Velocity structure of south-east of Iran based on ambient noise analysis




The mixture of natural and artificial seismic sources with random distributions cause diffuse wave field with random amplitudes and phases called noise. When noise is analyzed in a long-term process, it contains surface waves which are spread in all directions. Thus, ambient noise contains data relevant to the surface waves. In recent years, as broadband seismic networks have been distributed vastly around the world, diffuse wave fields are utilized to obtain surface waves. The data of the fields are recorded in the forms of seismic ambient noise and waveforms. Seismic waveform is created as a result of multiple diffuse seismic waves of heterogeneous areas, while seismic ambient noise is caused by many types of sources such as ocean microseisms , atmospheric turbulences (Tanimoto, 1999), storms, volcano erroptions and so on. Recent studies suggest that surface waves extracted from diffuse wave fields and seismic waveforms are according to the Green function (Wapenaar, 2004) .Although, the horizontal to vertical spectral ratio  technique of microtremor measurement  is widely applied in microzonation and site response studies during past two dacays. but the goal of this kind of geotchnical studies is different from seismologcal noise investigations.

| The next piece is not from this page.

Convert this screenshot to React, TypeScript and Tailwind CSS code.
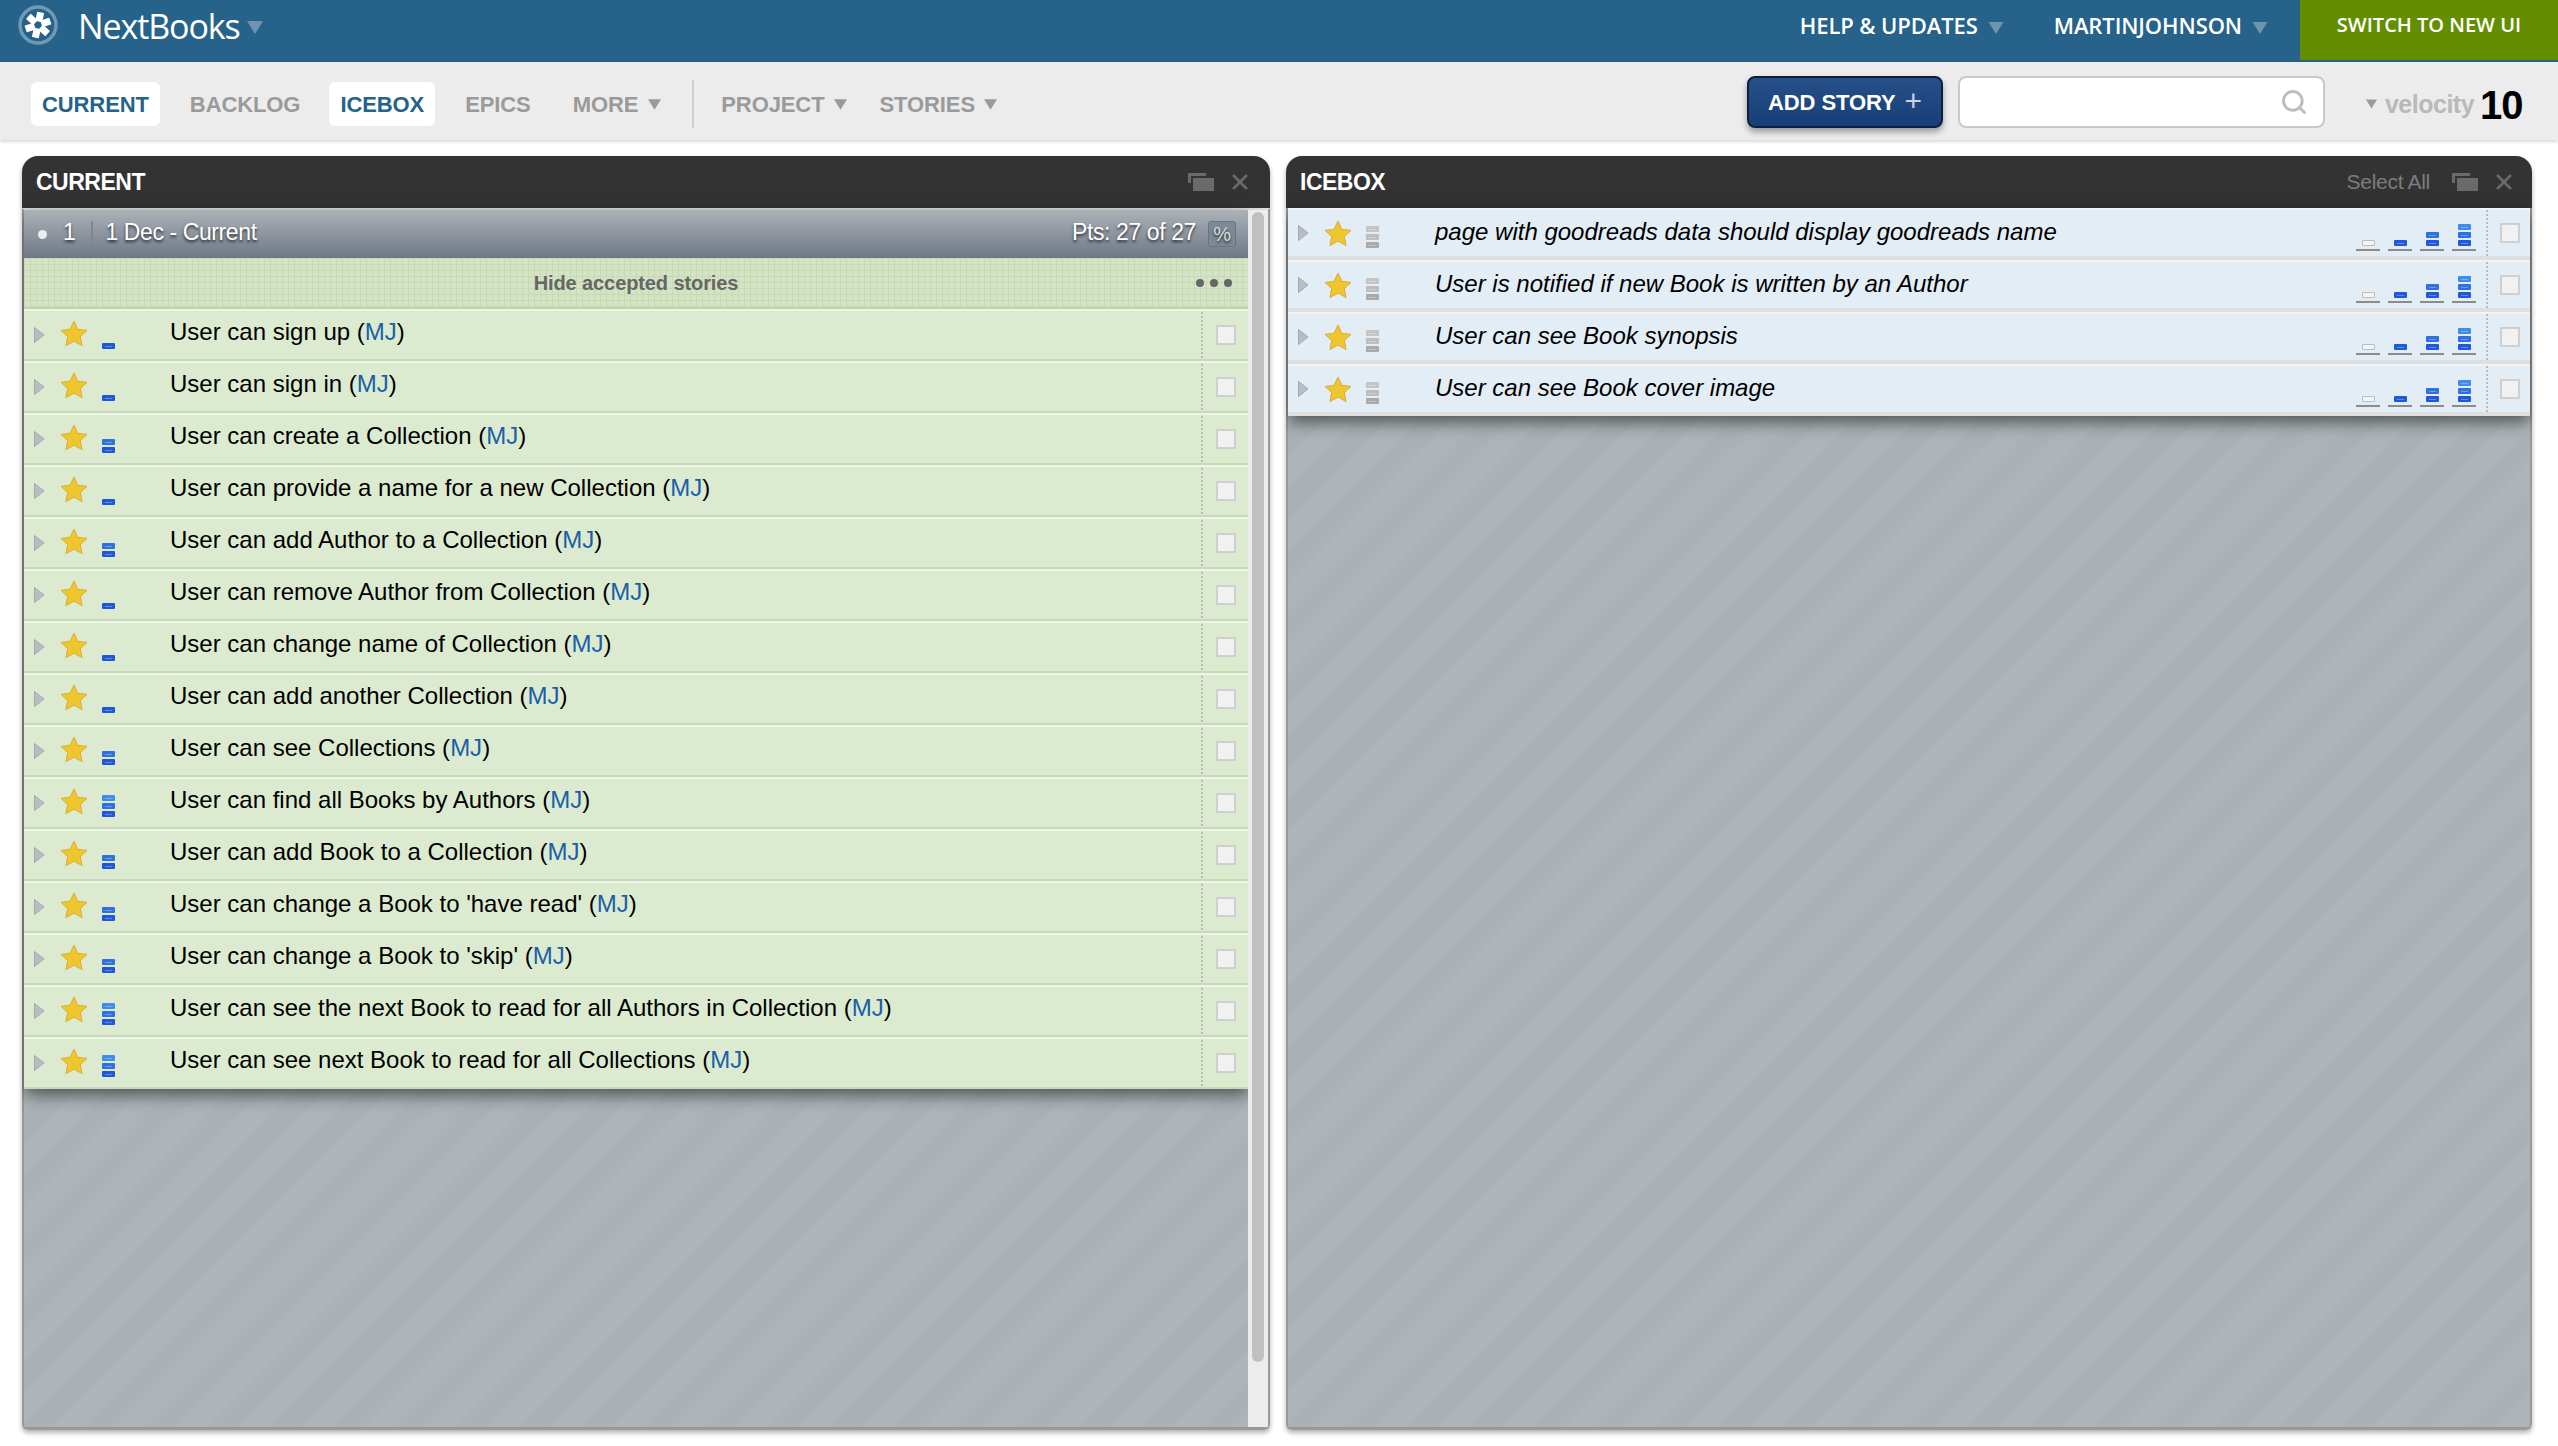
import { Search } from "lucide-react"

const currentStories = [
  { title: "User can sign up", points: 1 },
  { title: "User can sign in", points: 1 },
  { title: "User can create a Collection", points: 2 },
  { title: "User can provide a name for a new Collection", points: 1 },
  { title: "User can add Author to a Collection", points: 2 },
  { title: "User can remove Author from Collection", points: 1 },
  { title: "User can change name of Collection", points: 1 },
  { title: "User can add another Collection", points: 1 },
  { title: "User can see Collections", points: 2 },
  { title: "User can find all Books by Authors", points: 3 },
  { title: "User can add Book to a Collection", points: 2 },
  { title: "User can change a Book to 'have read'", points: 2 },
  { title: "User can change a Book to 'skip'", points: 2 },
  { title: "User can see the next Book to read for all Authors in Collection", points: 3 },
  { title: "User can see next Book to read for all Collections", points: 3 },
]

const iceboxStories = [
  "page with goodreads data should display goodreads name",
  "User is notified if new Book is written by an Author",
  "User can see Book synopsis",
  "User can see Book cover image",
]

function Caret({ className }: { className: string }) {
  return (
    <svg viewBox="0 0 10 8" className={className}>
      <path d="M0 0h10L5 8z" fill="currentColor" />
    </svg>
  )
}

function Logo() {
  return (
    <svg viewBox="0 0 40 40" className="w-[40px] h-[40px] shrink-0">
      <circle cx="20" cy="20" r="18" fill="none" stroke="#6f9ab5" strokeWidth="3.500" />
      <g fill="#fff">
        {[0, 60, 120, 180, 240, 300].map((r) => (
          <rect key={r} x="16.500" y="7" width="7" height="9.500" rx="0.500" transform={`rotate(${r + 12} 20 20)`} />
        ))}
      </g>
    </svg>
  )
}

function Star() {
  return (
    <svg viewBox="0 0 28 27" className="w-[28px] h-[27px] shrink-0">
      <path
        d="M14 1l3.9 8.3 9.1 1.1-6.7 6.2 1.8 9L14 21.2 5.900 25.600l1.800-9L1 10.400l9.100-1.100z"
        fill="#f0c62f"
        stroke="#d9ad3c"
        strokeWidth="1"
      />
    </svg>
  )
}

function Arrow() {
  return (
    <svg viewBox="0 0 10 16" className="w-[10px] h-[16px] shrink-0">
      <path d="M0.5 0.500L10 8 0.500 15.500z" fill="#b9bcc0" stroke="#a5a8ac" strokeWidth="1" />
    </svg>
  )
}

// stacked estimate blocks, bottom one first
function Blocks({ count, gray }: { count: number; gray?: boolean }) {
  const colors = gray ? ["bg-[#a9a9a9]", "bg-[#bdbdbd]", "bg-[#c4c4c4]"] : ["bg-[#1f58d8]", "bg-[#2f70e2]", "bg-[#3f8cee]"]
  return (
    <div className="flex flex-col-reverse gap-[2px] w-[13px]">
      {colors.slice(0, count).map((c) => (
        <div key={c} className={`h-[6px] rounded-[1px] ${c} flex items-center justify-center`}>
          <div className="w-[7px] h-[1px] bg-white/30" />
        </div>
      ))}
    </div>
  )
}

function Checkbox() {
  return <div className="w-[20px] h-[20px] border-[2px] border-[#cfcfcf] bg-[#f1f1f1] shrink-0" />
}

function Separator() {
  return <div className="w-0 h-[46px] border-l-[2px] border-dotted border-[#b9b9b9] shrink-0" />
}

function StoryRow({ title, points }: { title: string; points: number }) {
  return (
    <div className="flex items-center h-[52px] bg-[#dcebd0] border-t-[2px] border-t-[#edf5e5] border-b-[2px] border-b-[#c9d8bb]">
      <div className="ml-[10px] w-[26px] flex"><Arrow /></div>
      <div className="mb-[3px]"><Star /></div>
      <div className="ml-[14px] w-[13px] h-full flex flex-col justify-end pb-[10px]"><Blocks count={points} /></div>
      <div className="ml-[55px] flex-1 text-[24px] leading-[30px] text-black mb-[7px]">
        {title} (<span className="text-[#1a5fa8]">MJ</span>)
      </div>
      <Separator />
      <div className="ml-[13px] mr-[12px]"><Checkbox /></div>
    </div>
  )
}

function IceboxRow({ title }: { title: string }) {
  return (
    <div className="flex items-center h-[52px] bg-[#e2edf6] border-t-[2px] border-t-[#eef4f9] border-b-[4px] border-b-[#dedede]">
      <div className="ml-[10px] w-[26px] flex"><Arrow /></div>
      <Star />
      <div className="ml-[14px] w-[13px] h-full flex flex-col justify-end pb-[8px]"><Blocks count={3} gray /></div>
      <div className="ml-[56px] flex-1 text-[24px] leading-[30px] italic text-black mb-[3px]">{title}</div>
      <div className="flex items-end gap-[8px] h-full pb-[5px] mr-[10px]">
        {[0, 1, 2, 3].map((n) => (
          <div key={n} className="w-[24px] flex flex-col items-center gap-[3px]">
            {n === 0 ? (
              <div className="w-[13px] h-[6px] bg-[#f4f4f4] border border-[#bdbdbd] rounded-[1px]" />
            ) : (
              <Blocks count={n} />
            )}
            <div className="w-full h-[2px] bg-[#8c8c8c]" />
          </div>
        ))}
      </div>
      <Separator />
      <div className="ml-[12px] mr-[10px]"><Checkbox /></div>
    </div>
  )
}

function PanelIcons() {
  return (
    <div className="flex items-center gap-[18px]">
      <svg viewBox="0 0 26 18" className="w-[26px] h-[18px]">
        <path d="M0 0h18v3H3v7H0z" fill="#6a6a6a" />
        <rect x="5" y="5" width="21" height="13" fill="#6a6a6a" />
      </svg>
      <svg viewBox="0 0 16 16" className="w-[16px] h-[16px]">
        <path d="M1 1l14 14M15 1L1 15" stroke="#6a6a6a" strokeWidth="2.500" />
      </svg>
    </div>
  )
}

const stripes =
  "bg-[repeating-linear-gradient(135deg,#aeb5b8_0px,#aeb5b8_22px,#abb2b5_22px,#abb2b5_44px)]"

export default function App() {
  return (
    <div className="w-[2558px] h-[1446px] bg-white overflow-hidden font-['Liberation_Sans',Arial,sans-serif]">
      {/* top bar */}
      <div className="h-[62px] bg-[#266289] flex items-start text-white font-['Open_Sans',sans-serif]">
        <div className="flex items-center h-full pl-[18px]">
          <div className="mb-[12px]"><Logo /></div>
          <span className="ml-[20px] mb-[9px] text-[34px] tracking-[-1.100px]">NextBooks</span>
          <Caret className="ml-[7px] mt-[-8px] w-[16px] h-[13px] text-[#6f94ad]" />
        </div>
        <div className="ml-auto flex items-center h-full font-semibold text-[22px] tracking-[-0.1px]">
          <span className="mb-[12px]">HELP &amp; UPDATES</span>
          <Caret className="ml-[10px] mt-[-6px] w-[16px] h-[12px] text-[#6f94ad]" />
          <span className="ml-[50px] mb-[12px]">MARTINJOHNSON</span>
          <Caret className="ml-[10px] mt-[-6px] w-[16px] h-[12px] text-[#6f94ad]" />
        </div>
        <div className="ml-[32px] w-[258px] h-[60px] bg-[#638e00] flex items-center justify-center font-semibold text-[20px] pb-[10px]">
          SWITCH TO NEW UI
        </div>
      </div>

      {/* nav */}
      <div className="h-[78px] bg-[#ececec] shadow-[0_2px_3px_rgba(0,0,0,0.15)] relative flex items-center pl-[31px] pt-[6px] text-[22px] font-bold text-[#9a9a9a] tracking-[-0.1px]">
        <span className="h-[44px] px-[11px] rounded-[6px] bg-white text-[#266289] flex items-center">CURRENT</span>
        <span className="ml-[30px]">BACKLOG</span>
        <span className="ml-[29px] h-[44px] px-[11px] rounded-[6px] bg-white text-[#266289] flex items-center">ICEBOX</span>
        <span className="ml-[30px]">EPICS</span>
        <span className="ml-[42px]">MORE</span>
        <Caret className="ml-[10px] w-[13px] h-[11px] text-[#9a9a9a]" />
        <div className="ml-[31px] h-[48px] w-[2px] bg-[#cfcfcf]" />
        <span className="ml-[27px]">PROJECT</span>
        <Caret className="ml-[10px] w-[13px] h-[11px] text-[#9a9a9a]" />
        <span className="ml-[32px]">STORIES</span>
        <Caret className="ml-[9px] w-[13px] h-[11px] text-[#9a9a9a]" />
        <div className="ml-[750px] mt-[-4px] w-[196px] h-[52px] rounded-[8px] border-[2px] border-[#0c1f3d] bg-gradient-to-b from-[#275089] to-[#163f78] shadow-[0_4px_6px_rgba(0,0,0,0.35)] flex items-center justify-center text-white text-[22px]">
          ADD STORY
          <span className="ml-[9px] text-[#c9d3e0] text-[30px] font-normal leading-none mb-[3px]">+</span>
        </div>
        <div className="ml-[15px] mt-[-4px] w-[367px] h-[52px] rounded-[8px] border-[2px] border-[#c9c9c9] bg-white flex items-center justify-end pr-[15px]">
          <Search size={28} strokeWidth={2.500} className="text-[#bcbcbc]" />
        </div>
        <Caret className="ml-[41px] w-[11px] h-[10px] text-[#9a9a9a]" />
        <span className="ml-[8px] text-[25px] text-[#b9b9b9] tracking-[-0.5px] mt-[2px]">velocity</span>
        <span className="ml-[6px] text-[40px] text-black tracking-[-1px] leading-none mt-[2px]">10</span>
      </div>

      {/* panels */}
      <div className="flex gap-[16px] pl-[22px] pr-[26px] pt-[16px] h-[1290px]">
        <div className="w-[1248px] h-[1274px] flex flex-col rounded-t-[16px] rounded-b-[6px] shadow-[0_3px_5px_rgba(0,0,0,0.3)] overflow-hidden">
          <div className="h-[52px] bg-[#333333] flex items-center justify-between pl-[14px] pr-[22px] shrink-0">
            <span className="text-white font-bold text-[23px] tracking-[-0.5px]">CURRENT</span>
            <PanelIcons />
          </div>
          <div className="flex-1 flex min-h-0 border-x-[2px] border-b-[3px] border-x-[#999999] border-b-[#999999] border-t-[2px] border-t-[#dedede]">
            <div className={`flex-1 ${stripes}`}>
              <div className="shadow-[0_6px_16px_rgba(0,0,0,0.55)]">
                <div className="h-[48px] bg-gradient-to-b from-[#adb2b9] to-[#6e7884] flex items-center text-white text-[23px] tracking-[-0.4px] [text-shadow:0_2px_3px_rgba(0,0,0,0.7)]">
                  <div className="ml-[14px] w-[9px] h-[9px] rounded-full bg-[#eeeeee]" />
                  <span className="ml-[16px] mb-[3px]">1</span>
                  <div className="ml-[16px] w-[2px] h-[26px] bg-[#7f8690]" />
                  <span className="ml-[12px] mb-[3px]">1 Dec - Current</span>
                  <span className="ml-auto mb-[3px]">Pts: 27 of 27</span>
                  <span className="ml-[12px] mr-[12px] w-[28px] h-[26px] rounded-[3px] bg-[#7d8996] border border-[#68737f] flex items-center justify-center text-[20px] text-[#d5d9dd]">%</span>
                </div>
                <div className="h-[51px] bg-[#d4e3c3] bg-[linear-gradient(#c8d9b5_1px,transparent_1px),linear-gradient(90deg,#c8d9b5_1px,transparent_1px)] bg-[length:6px_6px] border-b-[2px] border-b-[#c2d2ad] flex items-center justify-center relative text-[20px] font-bold text-[#666666] tracking-[-0.1px]">
                  Hide accepted stories
                  <div className="absolute right-[16px] flex gap-[6px]">
                    <div className="w-[8px] h-[8px] rounded-full bg-[#666666]" />
                    <div className="w-[8px] h-[8px] rounded-full bg-[#666666]" />
                    <div className="w-[8px] h-[8px] rounded-full bg-[#666666]" />
                  </div>
                </div>
                {currentStories.map((s) => (
                  <StoryRow key={s.title} title={s.title} points={s.points} />
                ))}
              </div>
            </div>
            <div className="w-[20px] bg-[#ececec] shrink-0 pt-[2px]">
              <div className="mx-auto w-[12px] h-[1150px] rounded-full bg-[#c0c0c0]" />
            </div>
          </div>
        </div>

        <div className="flex-1 h-[1274px] flex flex-col rounded-t-[16px] rounded-b-[6px] shadow-[0_3px_5px_rgba(0,0,0,0.3)] overflow-hidden">
          <div className="h-[52px] bg-[#333333] flex items-center pl-[14px] pr-[20px] shrink-0">
            <span className="text-white font-bold text-[23px] tracking-[-0.5px]">ICEBOX</span>
            <span className="ml-auto mr-[22px] text-[21px] text-[#7d7d7d] tracking-[-0.3px]">Select All</span>
            <PanelIcons />
          </div>
          <div className={`flex-1 ${stripes} border-x-[2px] border-b-[3px] border-x-[#999999] border-b-[#999999]`}>
            <div className="shadow-[0_6px_16px_rgba(0,0,0,0.55)]">
              {iceboxStories.map((t) => (
                <IceboxRow key={t} title={t} />
              ))}
            </div>
          </div>
        </div>
      </div>
    </div>
  )
}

For the first time, Campillo and Paul (2003) have calculated group velocity of Rayleigh and Love surface waves from waveforms of 101 teleseismic earthquakes recorded in the national Mexican seismic network. After that investigation of ambient noise for Green function analysis have been continued by means of Shapiro and Campillo (2004; 2005) ؛ Schuster et al., (2004) ؛ Snieder (2004)؛ Bensen et al.(2007) ; Wapenaar et al.(2013)؛ Javan and Movaghari (1392). They showed it is possible to get the Green function between stations through calculating Cross Correlation Function of recorded noise. Characteristics of seismic ambient noise are independent of occurring earthquake. That’s why ambient noise is used widely and provides the opportunity to do imaging without a source, or passive imaging in order to study crustal structure between two stations. More applications include terrestrial and solar seismology, underwater acoustics, and structural health monitoring (Larose et al., 2008).
In this article, we are going to compare velocity structure created by surface waves of ambient noise and earthquake surface waves based on waveforms from IIEES broadband seismic stations. Braod band seismic stations are usually installed in quiet locations some distance from significant sources of cultural noise, such as roads, railroads, and machinery. We analyze seismic noise using continuous 50 sample/s from one year data. Using recorded ambient noise in Tabas, Sharakht (Qaenat), Zahedan, Chabahar, and Bandar Abbas broadband seismic stations, the Green function of surface waves between each pair station was obtained by cross correlation technique and dispersion curve was calculated through frequency-time analysis. According to this curve, a 1-D model of velocity structure between two stations was presented. There has been a comparison between this model and the one acquired from May 11, 2013 earthquake occurred in the north of Jask at the south of Iran. The results show that we can use the ambient noise to study crustal velocity structure and upper mantle as well. Therefore, it is necessary to record ambient noise continuously in seismic stations so as to prepare fundamental research in seismology.